-- start Supplied data --

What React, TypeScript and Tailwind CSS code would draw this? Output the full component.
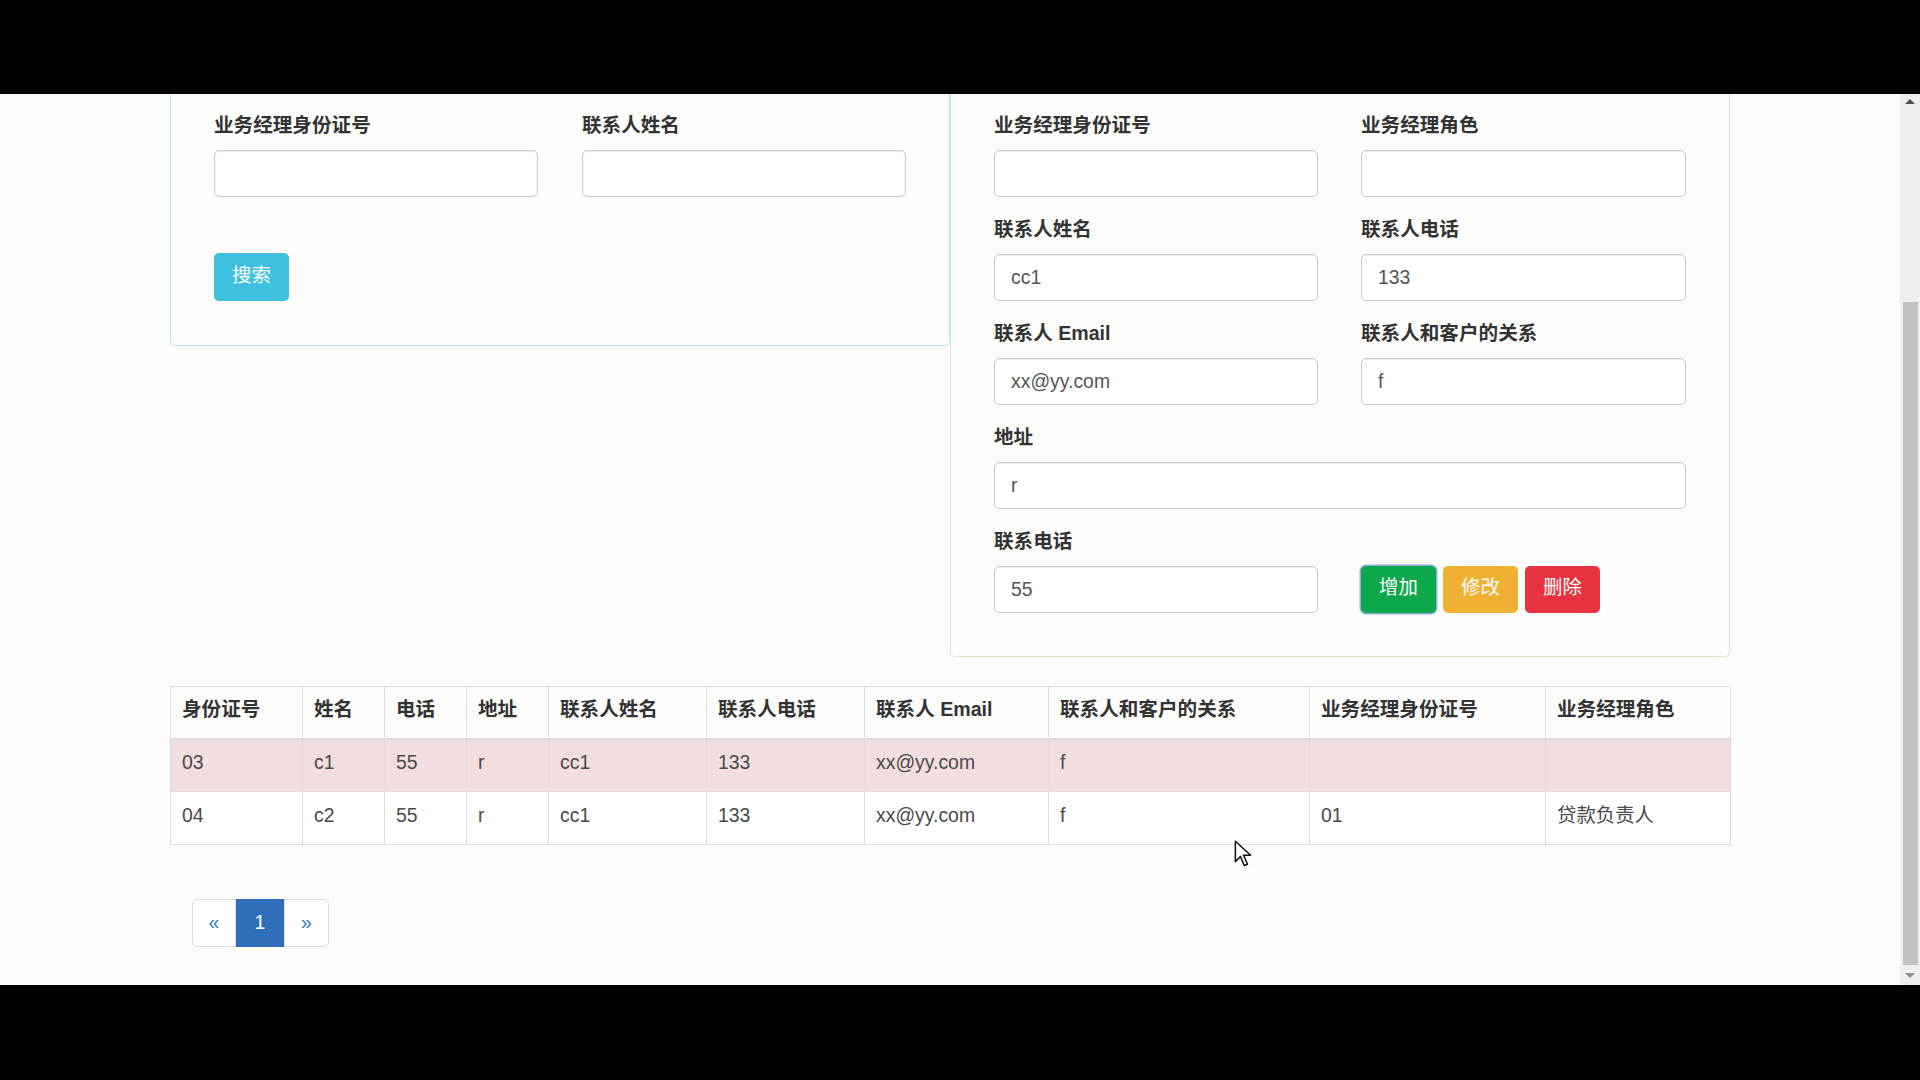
import React from 'react';

const FONT = "font-['Liberation_Sans','Noto_Sans_CJK_SC',sans-serif]";

function Field({ label, value = '', span = false }: { label: string; value?: string; span?: boolean }) {
  return (
    <div className={span ? 'col-span-2 mb-[19px]' : 'mb-[19px]'}>
      <label className="block text-[19.6px] leading-[27px] font-bold text-[#333] mb-[11px]">{label}</label>
      <input
        readOnly
        defaultValue={value}
        className="block w-full h-[47px] px-[16px] bg-white border border-[#ccc] rounded-[5px] shadow-[inset_0_1px_1px_rgba(0,0,0,0.075)] text-[19.4px] text-[#555] outline-none"
      />
    </div>
  );
}

const headers = ['身份证号', '姓名', '电话', '地址', '联系人姓名', '联系人电话', '联系人 Email', '联系人和客户的关系', '业务经理身份证号', '业务经理角色'];
const widths = [132, 82, 82, 82, 158, 158, 184, 261, 236, 185];

const rows = [
  { danger: true, cells: ['03', 'c1', '55', 'r', 'cc1', '133', 'xx@yy.com', 'f', '', ''] },
  { danger: false, cells: ['04', 'c2', '55', 'r', 'cc1', '133', 'xx@yy.com', 'f', '01', '贷款负责人'] },
];

function Scrollbar() {
  return (
    <div className="w-[20px] h-full bg-[#efefef] flex flex-col items-center">
      <div className="h-[208px] w-full flex justify-center pt-[5px]">
        <div className="w-0 h-0 border-l-[5px] border-r-[5px] border-b-[5px] border-l-transparent border-r-transparent border-b-[#505050]" />
      </div>
      <div className="w-[15px] h-[663px] bg-[#c1c1c1] ml-[1px]" />
      <div className="flex-1 w-full flex justify-center pt-[8px]">
        <div className="w-0 h-0 border-l-[5px] border-r-[5px] border-t-[5px] border-l-transparent border-r-transparent border-t-[#909090]" />
      </div>
    </div>
  );
}

export default function App() {
  return (
    <div className={`w-[1920px] h-[1080px] bg-black flex flex-col ${FONT}`}>
      <div className="h-[94px] shrink-0" />

      <div className="h-[891px] shrink-0 flex bg-[#fdfdfc] overflow-hidden">
        <main className="relative w-[1900px] h-full">
          <div className="ml-[170px] w-[1560px]">
            {/* form panels */}
            <div className="flex items-start">
              <div className="w-[780px] border border-t-0 border-[#b8e6f0] rounded-b-[5px] pt-[18px] pb-[44px] px-[43px]">
                <div className="grid grid-cols-[324px_324px] gap-x-[44px]">
                  <Field label="业务经理身份证号" />
                  <Field label="联系人姓名" />
                </div>
                <button className="mt-[37px] w-[75px] h-[48px] rounded-[5px] bg-[#3fc0df] text-white text-[19.4px] leading-none pb-[3px]">
                  搜索
                </button>
              </div>

              <div className="w-[780px] border border-t-0 border-[#d6e9c6] rounded-b-[5px] pt-[18px] pb-[24px] px-[43px]">
                <div className="grid grid-cols-[324px_325px] gap-x-[43px]">
                  <Field label="业务经理身份证号" />
                  <Field label="业务经理角色" />
                  <Field label="联系人姓名" value="cc1" />
                  <Field label="联系人电话" value="133" />
                  <Field label="联系人 Email" value="xx@yy.com" />
                  <Field label="联系人和客户的关系" value="f" />
                  <Field label="地址" value="r" span />
                  <Field label="联系电话" value="55" />
                  <div className="flex items-start gap-[7px] pt-[38px]">
                    <button className="w-[75px] h-[47px] rounded-[5px] bg-[#0da84b] text-white text-[19.4px] leading-none pb-[3px] shadow-[0_0_0_1.5px_#8fb1d9]">
                      增加
                    </button>
                    <button className="w-[75px] h-[47px] rounded-[5px] bg-[#f0b133] text-white text-[19.4px] leading-none pb-[3px]">
                      修改
                    </button>
                    <button className="w-[75px] h-[47px] rounded-[5px] bg-[#e5343f] text-white text-[19.4px] leading-none pb-[3px]">
                      删除
                    </button>
                  </div>
                </div>
              </div>
            </div>

            {/* table */}
            <table className="mt-[29px] w-[1560px] table-fixed border-collapse border border-[#ddd] text-[19.4px]">
              <colgroup>
                {widths.map((w, i) => (
                  <col key={i} style={{ width: w }} />
                ))}
              </colgroup>
              <thead>
                <tr className="h-[52px]">
                  {headers.map((h) => (
                    <th key={h} className="border border-[#ddd] border-b-2 px-[11px] pb-[5px] text-left text-[19.6px] font-bold text-[#333] leading-[27px]">
                      {h}
                    </th>
                  ))}
                </tr>
              </thead>
              <tbody>
                {rows.map((r, ri) => (
                  <tr key={ri} className={r.danger ? 'h-[53px] bg-[#f2dede]' : 'h-[53px] bg-white'}>
                    {r.cells.map((c, ci) => (
                      <td key={ci} className="border border-[#ddd] px-[11px] text-[#4a4a4a] leading-[27px] pb-[5px]">
                        {c}
                      </td>
                    ))}
                  </tr>
                ))}
              </tbody>
            </table>

            {/* pagination */}
            <ul className="mt-[54px] ml-[22px] flex h-[48px] text-[19.4px]">
              <li className="w-[44px] flex items-center justify-center border border-[#ddd] rounded-l-[5px] text-[#337ab7] bg-white">«</li>
              <li className="w-[48px] flex items-center justify-center bg-[#2f6fba] text-white">1</li>
              <li className="w-[45px] flex items-center justify-center border border-[#ddd] rounded-r-[5px] text-[#337ab7] bg-white">»</li>
            </ul>
          </div>

          {/* mouse pointer */}
          <svg className="absolute left-[1234px] top-[746px]" width="18" height="28" viewBox="0 0 14 22">
            <path d="M1 1 L1 17 L5 13 L8 20 L10.5 19 L7.5 12 L13 12 Z" fill="#fff" stroke="#111" strokeWidth="1.2" strokeLinejoin="round" />
          </svg>
        </main>
        <Scrollbar />
      </div>

      <div className="flex-1" />
    </div>
  );
}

-- end Supplied data --

### Problem requirements
Omit the pictures, then quote the rest of the material above exactly.

### Solved problem
What React, TypeScript and Tailwind CSS code would draw this? Output the full component.
import React from 'react';

const FONT = "font-['Liberation_Sans','Noto_Sans_CJK_SC',sans-serif]";

function Field({ label, value = '', span = false }: { label: string; value?: string; span?: boolean }) {
  return (
    <div className={span ? 'col-span-2 mb-[19px]' : 'mb-[19px]'}>
      <label className="block text-[19.6px] leading-[27px] font-bold text-[#333] mb-[11px]">{label}</label>
      <input
        readOnly
        defaultValue={value}
        className="block w-full h-[47px] px-[16px] bg-white border border-[#ccc] rounded-[5px] shadow-[inset_0_1px_1px_rgba(0,0,0,0.075)] text-[19.4px] text-[#555] outline-none"
      />
    </div>
  );
}

const headers = ['身份证号', '姓名', '电话', '地址', '联系人姓名', '联系人电话', '联系人 Email', '联系人和客户的关系', '业务经理身份证号', '业务经理角色'];
const widths = [132, 82, 82, 82, 158, 158, 184, 261, 236, 185];

const rows = [
  { danger: true, cells: ['03', 'c1', '55', 'r', 'cc1', '133', 'xx@yy.com', 'f', '', ''] },
  { danger: false, cells: ['04', 'c2', '55', 'r', 'cc1', '133', 'xx@yy.com', 'f', '01', '贷款负责人'] },
];

function Scrollbar() {
  return (
    <div className="w-[20px] h-full bg-[#efefef] flex flex-col items-center">
      <div className="h-[208px] w-full flex justify-center pt-[5px]">
        <div className="w-0 h-0 border-l-[5px] border-r-[5px] border-b-[5px] border-l-transparent border-r-transparent border-b-[#505050]" />
      </div>
      <div className="w-[15px] h-[663px] bg-[#c1c1c1] ml-[1px]" />
      <div className="flex-1 w-full flex justify-center pt-[8px]">
        <div className="w-0 h-0 border-l-[5px] border-r-[5px] border-t-[5px] border-l-transparent border-r-transparent border-t-[#909090]" />
      </div>
    </div>
  );
}

export default function App() {
  return (
    <div className={`w-[1920px] h-[1080px] bg-black flex flex-col ${FONT}`}>
      <div className="h-[94px] shrink-0" />

      <div className="h-[891px] shrink-0 flex bg-[#fdfdfc] overflow-hidden">
        <main className="relative w-[1900px] h-full">
          <div className="ml-[170px] w-[1560px]">
            {/* form panels */}
            <div className="flex items-start">
              <div className="w-[780px] border border-t-0 border-[#b8e6f0] rounded-b-[5px] pt-[18px] pb-[44px] px-[43px]">
                <div className="grid grid-cols-[324px_324px] gap-x-[44px]">
                  <Field label="业务经理身份证号" />
                  <Field label="联系人姓名" />
                </div>
                <button className="mt-[37px] w-[75px] h-[48px] rounded-[5px] bg-[#3fc0df] text-white text-[19.4px] leading-none pb-[3px]">
                  搜索
                </button>
              </div>

              <div className="w-[780px] border border-t-0 border-[#d6e9c6] rounded-b-[5px] pt-[18px] pb-[24px] px-[43px]">
                <div className="grid grid-cols-[324px_325px] gap-x-[43px]">
                  <Field label="业务经理身份证号" />
                  <Field label="业务经理角色" />
                  <Field label="联系人姓名" value="cc1" />
                  <Field label="联系人电话" value="133" />
                  <Field label="联系人 Email" value="xx@yy.com" />
                  <Field label="联系人和客户的关系" value="f" />
                  <Field label="地址" value="r" span />
                  <Field label="联系电话" value="55" />
                  <div className="flex items-start gap-[7px] pt-[38px]">
                    <button className="w-[75px] h-[47px] rounded-[5px] bg-[#0da84b] text-white text-[19.4px] leading-none pb-[3px] shadow-[0_0_0_1.5px_#8fb1d9]">
                      增加
                    </button>
                    <button className="w-[75px] h-[47px] rounded-[5px] bg-[#f0b133] text-white text-[19.4px] leading-none pb-[3px]">
                      修改
                    </button>
                    <button className="w-[75px] h-[47px] rounded-[5px] bg-[#e5343f] text-white text-[19.4px] leading-none pb-[3px]">
                      删除
                    </button>
                  </div>
                </div>
              </div>
            </div>

            {/* table */}
            <table className="mt-[29px] w-[1560px] table-fixed border-collapse border border-[#ddd] text-[19.4px]">
              <colgroup>
                {widths.map((w, i) => (
                  <col key={i} style={{ width: w }} />
                ))}
              </colgroup>
              <thead>
                <tr className="h-[52px]">
                  {headers.map((h) => (
                    <th key={h} className="border border-[#ddd] border-b-2 px-[11px] pb-[5px] text-left text-[19.6px] font-bold text-[#333] leading-[27px]">
                      {h}
                    </th>
                  ))}
                </tr>
              </thead>
              <tbody>
                {rows.map((r, ri) => (
                  <tr key={ri} className={r.danger ? 'h-[53px] bg-[#f2dede]' : 'h-[53px] bg-white'}>
                    {r.cells.map((c, ci) => (
                      <td key={ci} className="border border-[#ddd] px-[11px] text-[#4a4a4a] leading-[27px] pb-[5px]">
                        {c}
                      </td>
                    ))}
                  </tr>
                ))}
              </tbody>
            </table>

            {/* pagination */}
            <ul className="mt-[54px] ml-[22px] flex h-[48px] text-[19.4px]">
              <li className="w-[44px] flex items-center justify-center border border-[#ddd] rounded-l-[5px] text-[#337ab7] bg-white">«</li>
              <li className="w-[48px] flex items-center justify-center bg-[#2f6fba] text-white">1</li>
              <li className="w-[45px] flex items-center justify-center border border-[#ddd] rounded-r-[5px] text-[#337ab7] bg-white">»</li>
            </ul>
          </div>

          {/* mouse pointer */}
          <svg className="absolute left-[1234px] top-[746px]" width="18" height="28" viewBox="0 0 14 22">
            <path d="M1 1 L1 17 L5 13 L8 20 L10.5 19 L7.5 12 L13 12 Z" fill="#fff" stroke="#111" strokeWidth="1.2" strokeLinejoin="round" />
          </svg>
        </main>
        <Scrollbar />
      </div>

      <div className="flex-1" />
    </div>
  );
}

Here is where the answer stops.